Laverne stood on her tiptoes to peer over the kitchen counter at her best friend’s baby. “She’s spitting up there, Shirl.”

Shirley’s nose wrinkled and she let out a dramatic ‘eww’ and dabbed the child’s mouth with a washcloth. But soon the fond smile returned. “I’m going to put her down for a nap in a sec. Can you call down to Mister Chow’s for dinner?”

“Sure,” Laverne said. As she watched her best friend head upstairs with the baby, she let out a fond, sad sigh. It was just plain weird, readjusting to Shirley’s presence in the house – yet it was as comfortable as slipping on an old shoe.

With Shirley back, Laverne could admit to herself that her bravery over her friend’s disappearance had been mostly a self-comforting lie. Now that Shirl was back and generally in charge of the house she felt much better than she had when she was living on her own.

She’d never tell Shirley this, but she knew her best friend’s relationship with Walter Meeney was destined to fall apart from the start. The medic had been handsome but he and Shirley had next to nothing in common, and their courtship had seemed whirlwind even to a free spirit like Laverne. She thought Shirley had probably married him out of panic, fear she’d be an old maid and her dream of picket fences, collies and station wagons would never come true. But Walter had never understood Shirley on any basic level, and as soon as the baby had been born the fights over raising her began. Laverne had been on the receiving end of endless tearful phonecalls before she announced she was taking the baby and moving back to California. It suited Laverne fine. No one understood the mysterious ways of Shirley better than her best friend.

No one knew her the way Laverne knew Shirley.

The idea made Laverne stop still. What was she thinking here? And wasn’t she rotten for gloating over their breakup?

Shirley found her frowning with the phone in her hand. “Did the line die again?” she wondered.

“Huh? Nope,” Laverne said, coming to her senses. By the time she’d finished making her order she’d earned one of those patented worried Shirley Feeney looks.

“What?” Laverne wondered, squirming under her gaze.

“Laverne, you’ve been acting awfully funny since I got here,” she said. “Are you having a hard time getting used to Marie?”

“Nah, she’s real cute,” Laverne said. “And I have a fun time watching her play! Lookin’ at her crawl and roll around – I think she might be a genius, she’s holding her head up for way longer than a two month old should.”

“Yes she does. But, Laverne, you’re avoiding the subject.”

Laverne finally frowned. “I’ve just been wondering Shirl – are you still sad things didn’t work out with you and Walter?”

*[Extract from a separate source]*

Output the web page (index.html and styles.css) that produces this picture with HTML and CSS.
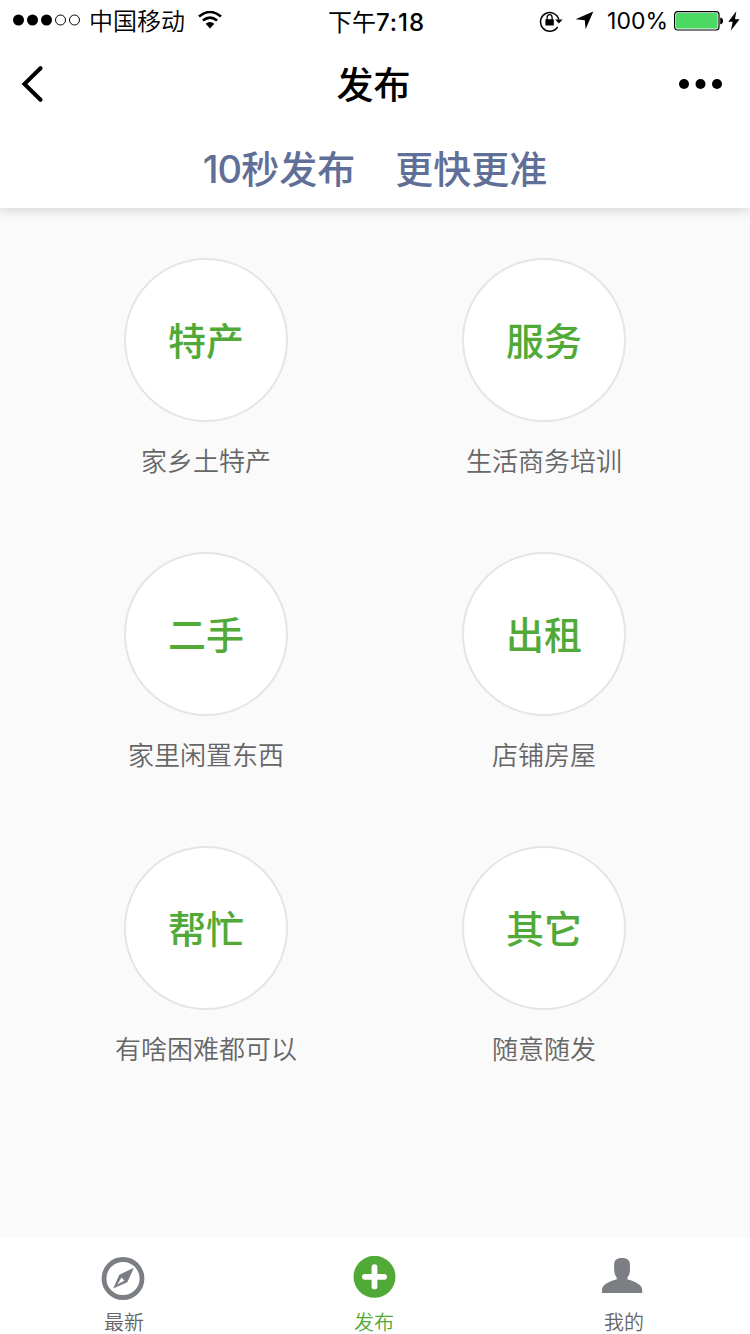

Shirley was only mildly taken aback by the question. “No, not really,” she admitted. “I loved Walter, and I’m so glad we have Marie, but I’m not sorry it didn’t work out. You were right, Laverne – we were two different people. If we didn’t split up now, we would’ve years later.” She sighed. “I don’t torture myself every night wondering why we split up, and neither should you.”

Laverne let out a sigh, then came forth with the question quickly. “Hey Shirl – did you miss me?”

“Every day,” Shirley said. She frowned and picked up a rattle Marie had left behind. “Did you miss me?”

“I really missed you. I really, really missed you.”

“Good.” Shirley raised an eyebrow at the intensity of Laverne’s tone, and then her friend took her hand. The two women blurted out each other’s names and tried to stand at the same time, nearly tilting the couch over in the process. “Lets’ sit,” Laverne said, as they did.

“Fine by me,” Shirley said. “Laverne, are you trying to say what I think you’re saying?”

“I don’t know. What do you think I’m saying?”

“I think you’re saying that you missed me more than a friend misses a friend.” Shirley spoke with gentleness. “Is that right, Laverne?”

“Yeah…maybe. How about you?”

Shirley smiled. Then she gently leaned over and pecked Laverne on the cheek. “I think we’ll have to take things slowly.” But then she tucked her head on Laverne’s shoulder and gave her an adoring look. “I just know that when I’m somewhere else- when I’m with anyone else - I wish I were with you.”

That was a good beginning, Laverne thought to herself. It wouldn’t be easy; they would have to learn how to be parents on top of navigating this new twist in their relationship, but they would learn together, step by step and side by side.